If you’re 27 without, perhaps God doesn’t want you to have one and you should consider the religious life.

It is the more perfect and preferable life, one receives more gifts from God.
‘For the love of God, sisters, never be careless about this – and, glory be to the Lord, you are not so at present. If you would gain this fear of God, remember the importance of habit and of starting to realize what a serious thing it is to offend Him. Do your utmost to learn this and to turn it over in your minds; for our life, and much more than our life, depends upon this virtue being firmly planted in our souls. Until you are conscious within your soul of possessing it, you need always to exercise very great care and to avoid all occasions of sin and any kind of company which will not help you to get nearer to God. Be most careful, in all that you do, to bend your will to it; see that all you say tends to edification; flee from all places where there is conversation which is not pleasing to God. Much care is needed if this fear of God is to be thoroughly impressed upon the soul; though, if one has true love, it is quickly acquired.’
St. Teresa of Jesus
'Such foolish attachments between man and woman without any matrimonial intentions as are called amourettes, - mere abortions, or rather phantoms of friendship, - must not, idle and empty as they are, profane the name of friendship or love.
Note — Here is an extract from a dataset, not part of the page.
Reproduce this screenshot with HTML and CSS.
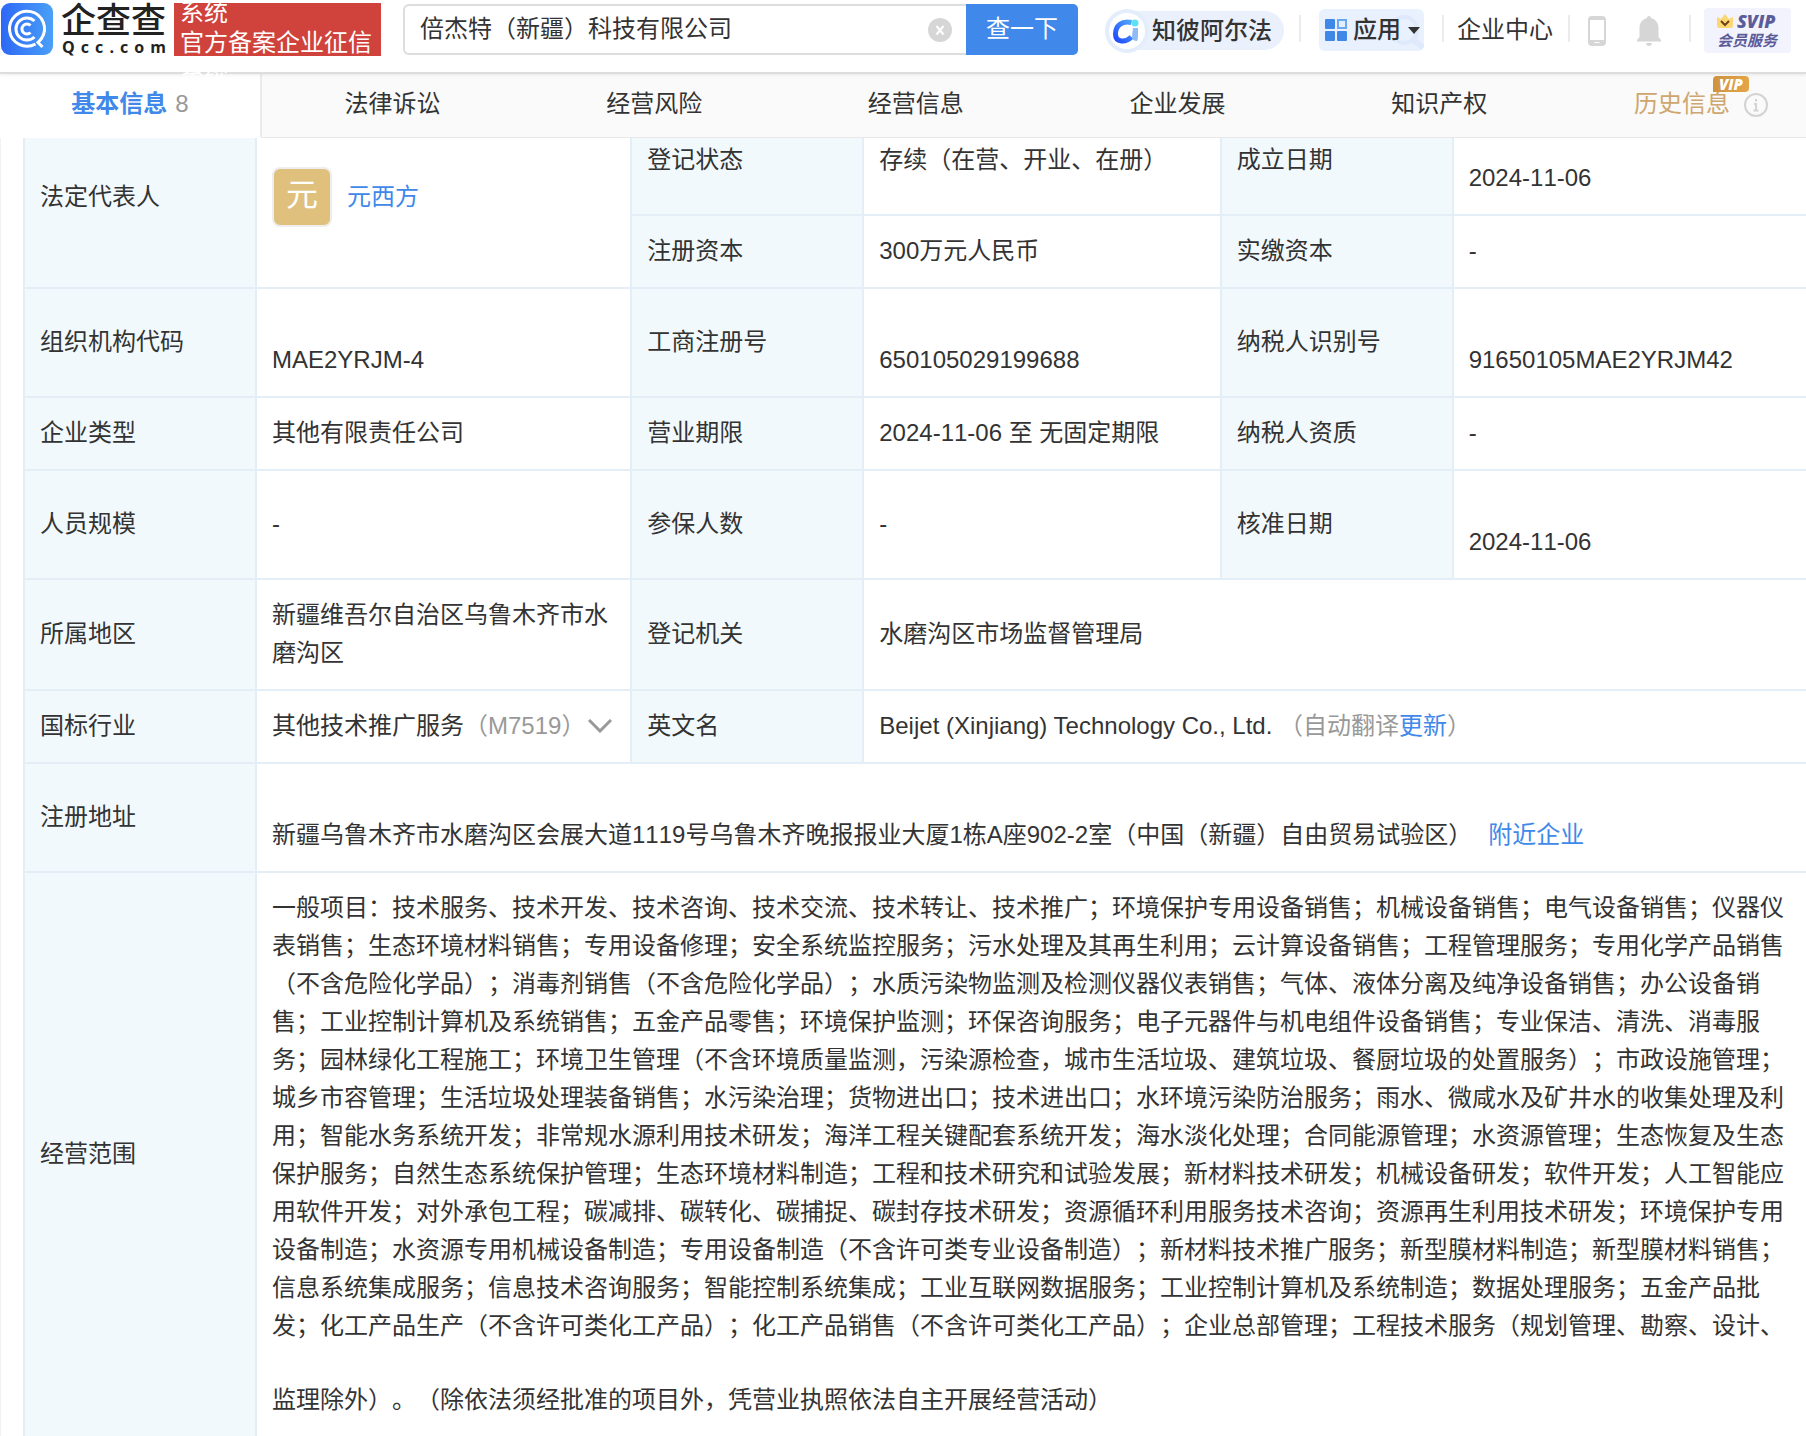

Yet such frivolous, contemptible attractions often snare the hearts of both men and women, and although they may end in downright sin, there is no such intention on the part of their victims, who consciously do but yield to foolish trifling and toying. Some such have no object beyond the actual indulgence of a passing inclination; others are excited by vanity, which takes pleasure in captivating hearts; some are stimulated by a combination of both these motives. But all such friendships are evil, hollow, and vain; evil, in that they often lead to sinful deeds, and draw the heart from God, and from the husband or wife who is its lawful owner; hollow, in that they are baseless and without root; vain, in that neither gain, honour, nor satisfaction can come from such. On the contrary, nothing comes of them but a loss of time and credit, and unreasoning excitement, mistrust, jealousy, and perturbation.